I know we are taking a risk but it's one that we must take, I feel, in order to insure that if we have a baby, we aren't putting ourselves in a bad situation.  I don't want my husband carrying the burden of shouldering the lives of 3 people on his salary at its current level.  I don't think that would make him the best dad he could be.  I don't want to be at home 24/7 with a baby in 700 sq feet, stressed out every time I spend money, knowing my husband is the only one working and that we are living paycheck to paycheck.  I don't think I would be in a good place and therefore wouldn't be at my mothering best.
 
Life in the NY/NJ area is vastly different from life other places where it is possible to not only survive financially on one income but even in some cases, to live well.  My bff in PA stays home with her 3 kids in her 3000 sq. ft home, her husband provides the sole income for the household, and they are debt free and want for nothing.  He makes 1/4 of what my husband and I make combined! It boggles my mind that in comparison, all things considered and bills paid, we are in a worse financial situation! Oye!
 
The cost of living is so high here yet this is where our jobs are and that is not changing anytime soon so we have to work with what we have.  Which means I need to keep working for now and, well, it's not the time to have a baby.
 
So I won't, yet.  I just can't allow my own selfishness and desire to procreate override what is best for that baby and my husband and me. Other people could do it in our situation but they aren't us (not many people pop Xanax before taking a yoga class like I did two weeks ago, I'm thinking. I've got some issues with stress) and so we need to only consider what is best for us... and little Alba. Or little Luc.
 
And right now, I think that what is best for our baby is to have two happy, healthy, mentally stable and relatively low key parents (ok, so one of us is already all of those things. I'll let you guess which one... ).
 
We'll see what happens!
 
Fortunately, I chose wisely and married someone I'll be happy with forever - baby or no baby.

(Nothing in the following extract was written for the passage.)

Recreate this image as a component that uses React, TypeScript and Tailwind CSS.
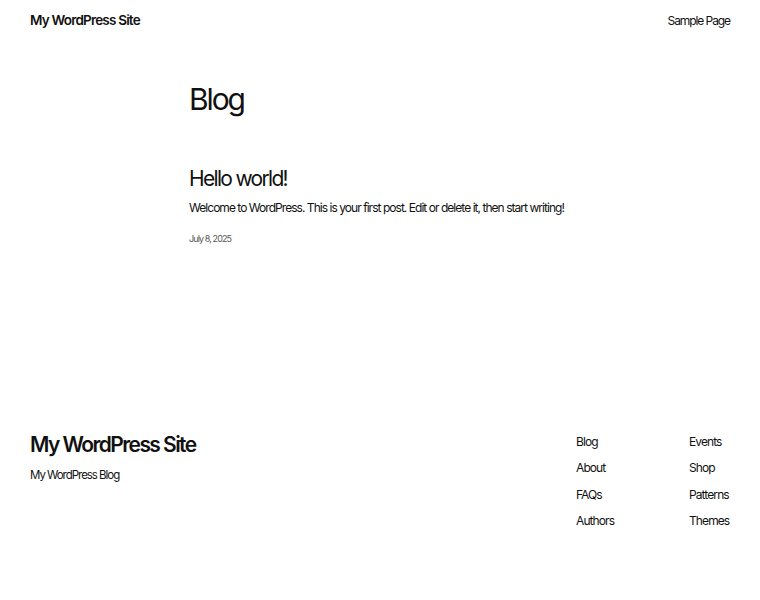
import React from "react";

export default function App() {
  const font = { fontFamily: "Inter, 'Noto Sans', sans-serif" };
  return (
    <div className="min-h-[600px] bg-white text-[#111]" style={font}>
      <header className="flex items-center justify-between px-[30px] h-[41px]">
        <div className="text-[13.5px] font-semibold tracking-[-0.06em]">My WordPress Site</div>
        <nav className="text-[12px] tracking-[-0.09em]">Sample Page</nav>
      </header>
      <main className="w-[382px] mx-auto pt-[38px] h-[390px]">
        <h1 className="text-[30px] leading-[40px] tracking-[-0.07em] font-normal">Blog</h1>
        <article className="mt-[46px]">
          <h2 className="text-[21px] leading-[28px] tracking-[-0.08em]">Hello world!</h2>
          <p className="mt-[6px] text-[12px] leading-[18px] tracking-[-0.08em]">
            Welcome to WordPress. This is your first post. Edit or delete it, then start writing!
          </p>
          <div className="mt-[16px] text-[9px] leading-[12px] text-[#555] tracking-[-0.1em]">July 8, 2025</div>
        </article>
      </main>
      <footer className="flex justify-between px-[30px]">
        <div>
          <div className="text-[21px] leading-[28px] font-semibold tracking-[-0.075em]">My WordPress Site</div>
          <div className="mt-[7px] text-[11.5px] leading-[18px] tracking-[-0.09em]">My WordPress Blog</div>
        </div>
        <div className="flex pt-[2px]">
          <ul className="w-[113px] flex flex-col gap-[8.3px] text-[12px] leading-[18px] tracking-[-0.075em]">
            <li>Blog</li>
            <li>About</li>
            <li>FAQs</li>
            <li>Authors</li>
          </ul>
          <ul className="w-[41px] flex flex-col gap-[8.3px] text-[12px] leading-[18px] tracking-[-0.075em]">
            <li>Events</li>
            <li>Shop</li>
            <li>Patterns</li>
            <li>Themes</li>
          </ul>
        </div>
      </footer>
    </div>
  );
}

oh dear. i write WAY too much!

Reply by Angela

author of Goin' Places 2/26/2010 1:23:47 PM
Hi there! Glad to find this string. I am 29 and my husband and I are starting to try NEXT WEEK :).  IUD comes out Monday! There are many reasons we waited and I'm glad we did.  On the other hand, I'm worried about possible fertility issues I may be facing and wish we had started sooner.  My husband is a med student and I am a graduate student, so it may not be the best time to start a family but we can't shake this feeling that we are ready and it is time (before the baby would come I would be graduated and he will either be done or almost done, however). I have watched God provide for so many of my friends and family, I have confidence that it is Him who has placed it on our hearts to begin our family, and I know he will provide.
 
So, I guess for me I just quietly listened to my heart and knew what I was supposed to do.  And although I think I have the normal motherhood worries (pre-eclampsia! delivery! colic! no time for me and my husband!) I feel an overwhelming peace with my decision. If you do not feel at peace with the decision yet, I think you're right to wait.  I had many people tell me I should go ahead and start, and many of them called us selfish.  But I felt for us we were really being unselfish, we were putting off what we wanted so much, a child, in order to make sure we were bringing that child into the best possible situation we could.  And I think that's what parenthood is all about.